See also the Will Rogers phenomenon: when a slightly different partition of a population moves up (or down) all the subset means while the whole popuylation mean remains unchanged.
I'm confused by most of your examples. They don't neatly seem to fit with your definition of Simpson's paradox (which itself is much more general than the definition that you quote, not "saying the same thing").
For example, the Voting, Gerrymandering, and Climate Change ones seem to involve a *majority* of the cells of the partition going one way, but the whole going the other. That's not nearly as counterintuitive or "paradoxical" as *every* cell in the partition going one way, but the whole going the other.
The reason, I think, is that in the former kind of case, I'll just assume that the minority somehow ended up having more weight in the overall calculation. That may not be the right explanation but it's one that seems available. On the other hand, when you tell me that every cell of the partition went one way, but the whole went the other, that explanation isn't available, which is what makes it puzzling.
Thanks. I should have said "most of which", not "each of which." I will fix.
You could also point out that an increasing number of women in younger age groups say they're bisexual, so they might be pairing off with each other!
Otherwise, excellent article on this mathematical conundrum!
Thanks. I was assuming that the number of gay men and lesbians is equal, so the numbers stay the same. Bisexual people might skew things a little, but I don't think all that much, just because the base rate is low.
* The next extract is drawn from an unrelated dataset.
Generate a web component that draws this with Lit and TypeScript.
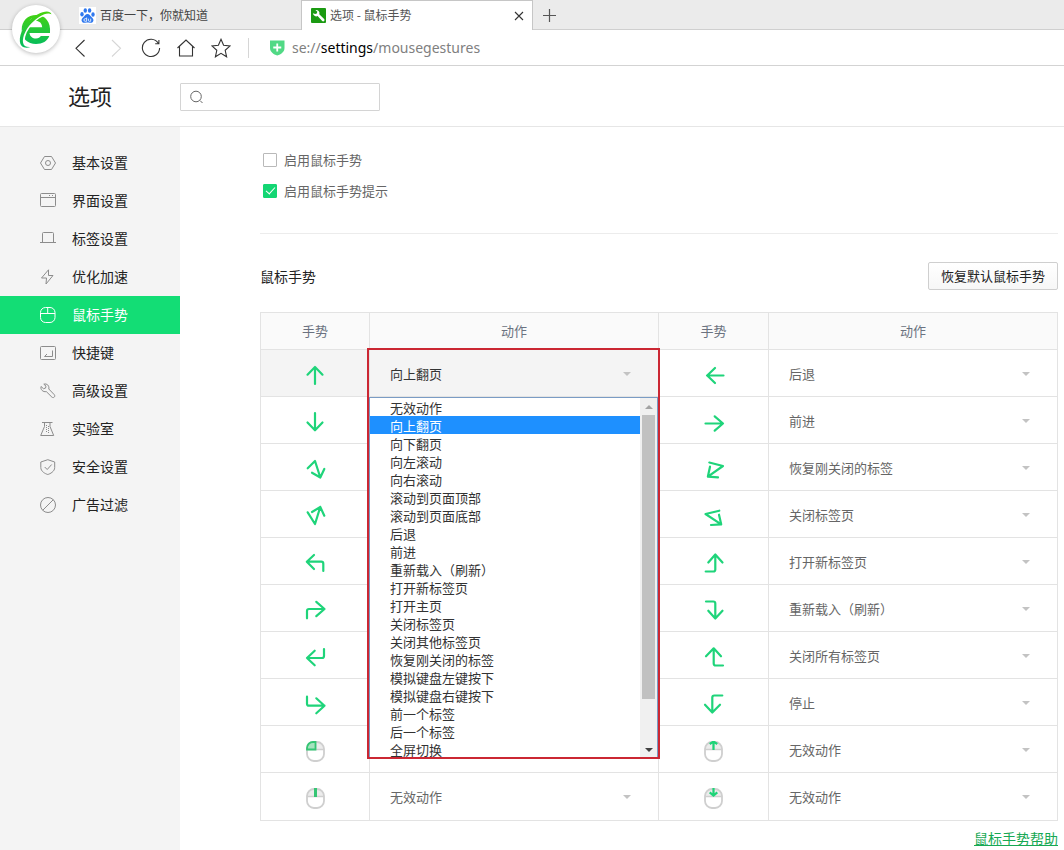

Somewhere in the middle I realized this was not about Homer Simpson
Gene Heyman’s “Addiction: A Disorder of Choice” seems to dive into this in terms of individual choices aggregated over time. And brings in the psychosocial roles of Values (based on Prudential Rules) as culturally shared shorthands for accepting short-term constraints in order to optimize future outcomes (e.g. wearing a seatbelt). Additionally, the prudential choice must also be readily available (e.g. effective and easy to use seatbelts in every seat).